• [WHAT NEEDS TO BE DONE]:
Pictures in the entries below are to be left out; otherwise, reproduce exactly the lines from the first through the line containing "const [unit, setUnit]".

• [TASK INPUT]:

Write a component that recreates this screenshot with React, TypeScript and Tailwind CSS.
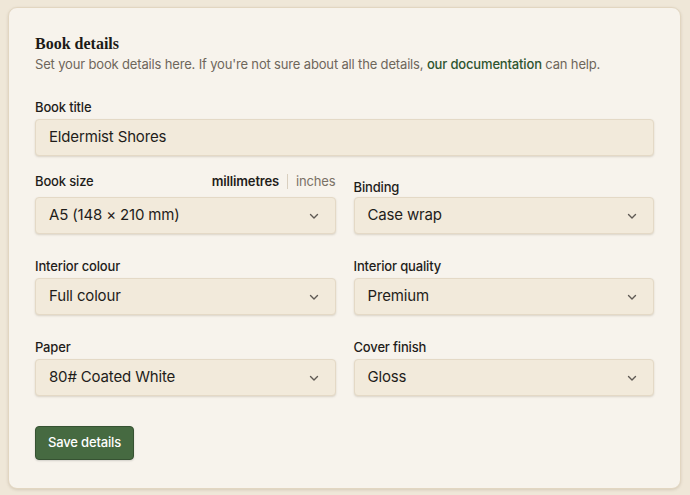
import { useState } from "react";

const Chevron = () => (
  <svg width="12" height="12" viewBox="0 0 12 12" fill="none" className="text-[#5f5a54]">
    <path d="M2.5 4.5 6 8l3.5-3.5" stroke="currentColor" strokeWidth="1.4" strokeLinecap="round" strokeLinejoin="round" />
  </svg>
);

const Select = ({ value }: { value: string }) => (
  <div className="h-[37px] w-full rounded-[4px] border border-[#e4d9c6] bg-[#f2eadb] shadow-[0_1px_2px_rgba(90,70,40,0.18)] flex items-center justify-between pl-[13px] pr-[15px] text-[15px] text-[#1f1d1a]">
    <span>{value}</span>
    <Chevron />
  </div>
);

const Label = ({ children }: { children: React.ReactNode }) => (
  <div className="text-[13px] leading-[18px] font-medium text-[#1f1d1a] mb-[3px]">{children}</div>
);

export default function App() {
  const [unit, setUnit] = useState("mm");

  return (
    <div className="min-h-[495px] w-full bg-[#efe7d8] pt-[7px] pl-2 pr-[9px] pb-[8px] tracking-[-0.01em]" style={{ fontFamily: "Inter, 'Noto Sans', sans-serif" }}>
      <div className="rounded-[9px] border border-[#e2d6c1] bg-[#f7f3ec] shadow-[0_1px_3px_rgba(100,80,50,0.18)] px-[26px] pt-[26px] pb-[28px]">
        <h2 className="text-[16px] leading-[20px] font-bold text-[#1c1a17] tracking-normal" style={{ fontFamily: "'Liberation Serif', serif" }}>
          Book details
        </h2>
        <p className="text-[13px] leading-[18px] text-[#6e665b] mt-[1px]">
          Set your book details here. If you're not sure about all the details,{" "}
          <a className="font-medium text-[#2e5530]">our documentation</a> can help.
        </p>

        <div className="mt-[25px]">
          <Label>Book title</Label>
          <div className="h-[37px] w-full rounded-[4px] border border-[#e4d9c6] bg-[#f2eadb] shadow-[0_1px_2px_rgba(90,70,40,0.18)] flex items-center pl-[13px] text-[15px] text-[#1f1d1a]">
            Eldermist Shores
          </div>
        </div>

        <div className="mt-[16px] grid grid-cols-2 gap-x-[18px] gap-y-[23px] items-end">
          <div>
            <div className="flex items-center justify-between mb-[7px] text-[13px] leading-[18px]">
              <span className="font-medium text-[#1f1d1a]">Book size</span>
              <div className="flex items-center">
                <button onClick={() => setUnit("mm")} className={unit === "mm" ? "font-semibold text-[#1f1d1a]" : "text-[#7a7166]"}>
                  millimetres
                </button>
                <span className="mx-[8px] h-[15px] w-px bg-[#d9cfbf]" />
                <button onClick={() => setUnit("in")} className={unit === "in" ? "font-semibold text-[#1f1d1a]" : "text-[#7a7166]"}>
                  inches
                </button>
              </div>
            </div>
            <Select value="A5 (148 × 210 mm)" />
          </div>
          <div>
            <div className="text-[13px] leading-[18px] font-medium text-[#1f1d1a] mb-[1px]">Binding</div>
            <Select value="Case wrap" />
          </div>
          <div>
            <Label>Interior colour</Label>
            <Select value="Full colour" />
          </div>
          <div>
            <Label>Interior quality</Label>
            <Select value="Premium" />
          </div>
          <div>
            <Label>Paper</Label>
            <Select value="80# Coated White" />
          </div>
          <div>
            <Label>Cover finish</Label>
            <Select value="Gloss" />
          </div>
        </div>

        <button className="mt-[30px] h-[34px] w-[99px] rounded-[4px] border border-[#365232] bg-[#466a41] text-[13px] font-medium text-white shadow-[0_1px_2px_rgba(0,0,0,0.15)]">
          Save details
        </button>
      </div>
    </div>
  );
}
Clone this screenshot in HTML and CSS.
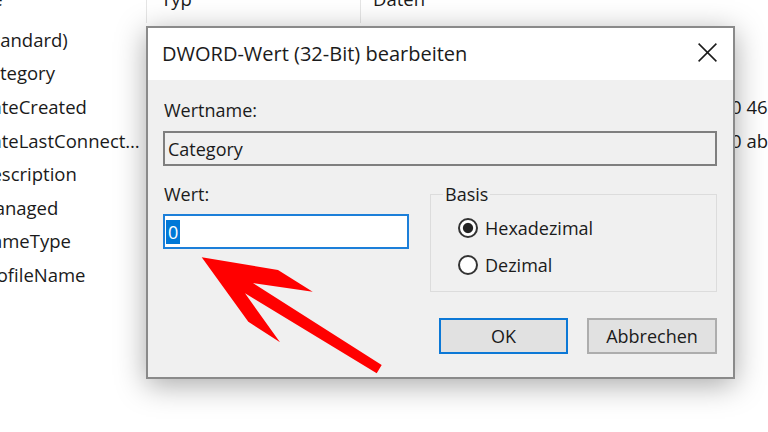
FILE: index.html
```html
<!DOCTYPE html>
<html lang="de">
<head>
<meta charset="utf-8">
<title>DWORD-Wert (32-Bit) bearbeiten</title>
<link rel="stylesheet" href="styles.css">
</head>
<body>
<div class="regview">
  <div class="reghead">
    <div class="col-name"><span>Name</span></div>
    <div class="col-type"><span>Typ</span></div>
    <div class="col-data"><span>Daten</span></div>
  </div>
  <ul class="reglist">
    <li><span class="name">(Standard)</span><span class="type">REG_SZ</span><span class="data">(Wert nicht festgelegt)</span></li>
    <li><span class="name">Category</span><span class="type">REG_DWORD</span><span class="data">0x00000000 (0)</span></li>
    <li><span class="name">DateCreated</span><span class="type">REG_BINARY</span><span class="data">e5 07 0f 00 02 00 1f 00 0c 00 2f 00 10 00 00 46 03 00</span></li>
    <li><span class="name">DateLastConnected</span><span class="type">REG_BINARY</span><span class="data">e5 07 0f 00 02 00 1f 00 0c 00 2f 00 11 00 00 ab 02 00</span></li>
    <li><span class="name">Description</span><span class="type">REG_SZ</span><span class="data">Netzwerk</span></li>
    <li><span class="name">Managed</span><span class="type">REG_DWORD</span><span class="data">0x00000000 (0)</span></li>
    <li><span class="name">NameType</span><span class="type">REG_DWORD</span><span class="data">0x00000047 (71)</span></li>
    <li><span class="name">ProfileName</span><span class="type">REG_SZ</span><span class="data">Netzwerk</span></li>
  </ul>
</div>

<div class="dialog" role="dialog" aria-label="DWORD-Wert (32-Bit) bearbeiten">
  <div class="titlebar">
    <span class="title">DWORD-Wert (32-Bit) bearbeiten</span>
    <button class="close" aria-label="Schließen">
      <svg viewBox="0 0 19 19" width="19" height="19"><path d="M0.6 0.6 L18.4 18.4 M18.4 0.6 L0.6 18.4" stroke="#1b1b1b" stroke-width="1.5" fill="none"/></svg>
    </button>
  </div>
  <div class="dlg-body">
    <div class="lbl">Wertname:</div>
    <div class="field readonly">Category</div>
    <div class="row">
      <div class="valcol">
        <div class="lbl">Wert:</div>
        <div class="field active"><span class="sel">0</span></div>
      </div>
      <fieldset class="basis">
        <legend>Basis</legend>
        <div class="radio checked"><span class="dot"></span>Hexadezimal</div>
        <div class="radio"><span class="dot"></span>Dezimal</div>
      </fieldset>
    </div>
    <div class="buttons">
      <button class="btn default">OK</button>
      <button class="btn">Abbrechen</button>
    </div>
  </div>
</div>

<svg class="arrow" viewBox="195 250 195 130" width="195" height="130" aria-hidden="true">
  <polygon fill="#ff0000" points="201.7,257.3 278,270 312.7,291.7 253,283 381.7,365 376.7,373.3 245,293.3 280,342.3 248.3,321.7"/>
</svg>
</body>
</html>
```

FILE: styles.css
```css
* { box-sizing: border-box; }

html, body { margin: 0; }

body {
  width: 768px;
  height: 432px;
  overflow: hidden;
  position: relative;
  background: #ffffff;
  font-family: "Open Sans", "Noto Sans", sans-serif;
  font-size: 18px;
  line-height: 24px;
  color: #1b1b1b;
}

/* background registry list (horizontally scrolled) */
.regview {
  margin-left: -60px;
  width: 900px;
  font-size: 18.5px;
  white-space: nowrap;
  color: #1a1a1a;
}

.reghead {
  display: grid;
  grid-template-columns: 206px 214px 1fr;
  height: 23px;
}

.reghead > div { padding-left: 14px; }
.reghead .col-name { padding-left: 11px; }
.reghead .col-data { padding-left: 12px; }
.reghead .col-type,
.reghead .col-data { border-left: 1px solid #e5e5e5; }
.reghead span { display: block; margin-top: -13px; }

.reglist { list-style: none; margin: 0; padding: 0; }

.reglist li {
  display: grid;
  grid-template-columns: 206px 214px 1fr;
  height: 33.6px;
  align-items: center;
}

.reglist .name {
  padding-left: 38px;
  padding-right: 4px;
  overflow: hidden;
  text-overflow: ellipsis;
}

.reglist .type { padding-left: 14px; }
.reglist .data { padding-left: 12px; }

/* dialog window */
.dialog {
  position: absolute;
  left: 146px;
  top: 26px;
  width: 589px;
  height: 353px;
  background: #f0f0f0;
  border: 2px solid #8a8a8a;
  box-shadow: 0 6px 28px rgba(0, 0, 0, 0.34);
  display: flex;
  flex-direction: column;
}

.titlebar {
  height: 52px;
  background: #ffffff;
  display: flex;
  align-items: center;
  justify-content: space-between;
  padding-left: 14px;
}

.title { font-size: 20px; line-height: 26px; }

.close {
  width: 52px;
  height: 52px;
  padding: 0 0 3px 0;
  border: 0;
  background: transparent;
  display: flex;
  align-items: center;
  justify-content: center;
}

.dlg-body {
  padding: 18px 16px 0 15px;
  display: flex;
  flex-direction: column;
}

.lbl { padding-left: 1px; }

.field {
  height: 35px;
  border: 2px solid #7f7f7f;
  display: flex;
  align-items: center;
}

.field.readonly {
  margin-top: 9px;
  padding-left: 3px;
  background: #f0f0f0;
}

.field.active {
  margin-top: 8px;
  padding-left: 1px;
  background: #ffffff;
  border-color: #1c7fd9;
}

.sel {
  background: #0078d7;
  color: #ffffff;
  padding: 0 2px;
}

.row {
  display: flex;
  gap: 21px;
  margin-top: 16px;
}

.valcol { width: 246px; }

.basis {
  width: 287px;
  margin: 0;
  padding: 8px 0 12px 12px;
  border: 1px solid #dcdcdc;
  display: flex;
  flex-direction: column;
  gap: 9px;
}

.basis legend {
  padding: 0 2px;
  line-height: 24px;
}

.radio {
  height: 28px;
  margin-left: 15px;
  display: flex;
  align-items: center;
}

.dot {
  width: 20px;
  height: 20px;
  border: 2px solid #333333;
  border-radius: 50%;
  background: #ffffff;
  margin-right: 7px;
}

.radio.checked .dot {
  background: radial-gradient(circle, #222222 0 4.6px, #ffffff 5.6px);
}

.buttons {
  display: flex;
  justify-content: flex-end;
  gap: 19px;
  margin-top: 26px;
}

.btn {
  width: 129px;
  height: 36px;
  padding: 0;
  font: inherit;
  color: #1b1b1b;
  background: #e1e1e1;
  border: 2px solid #adadad;
}

.btn + .btn { width: 130px; }

.btn.default { border-color: #0c78d6; }

.arrow {
  position: absolute;
  left: 195px;
  top: 250px;
}
```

• [FINAL ANSWER]:
Write a component that recreates this screenshot with React, TypeScript and Tailwind CSS.
import { useState } from "react";

const Chevron = () => (
  <svg width="12" height="12" viewBox="0 0 12 12" fill="none" className="text-[#5f5a54]">
    <path d="M2.5 4.5 6 8l3.5-3.5" stroke="currentColor" strokeWidth="1.4" strokeLinecap="round" strokeLinejoin="round" />
  </svg>
);

const Select = ({ value }: { value: string }) => (
  <div className="h-[37px] w-full rounded-[4px] border border-[#e4d9c6] bg-[#f2eadb] shadow-[0_1px_2px_rgba(90,70,40,0.18)] flex items-center justify-between pl-[13px] pr-[15px] text-[15px] text-[#1f1d1a]">
    <span>{value}</span>
    <Chevron />
  </div>
);

const Label = ({ children }: { children: React.ReactNode }) => (
  <div className="text-[13px] leading-[18px] font-medium text-[#1f1d1a] mb-[3px]">{children}</div>
);

export default function App() {
  const [unit, setUnit] = useState("mm");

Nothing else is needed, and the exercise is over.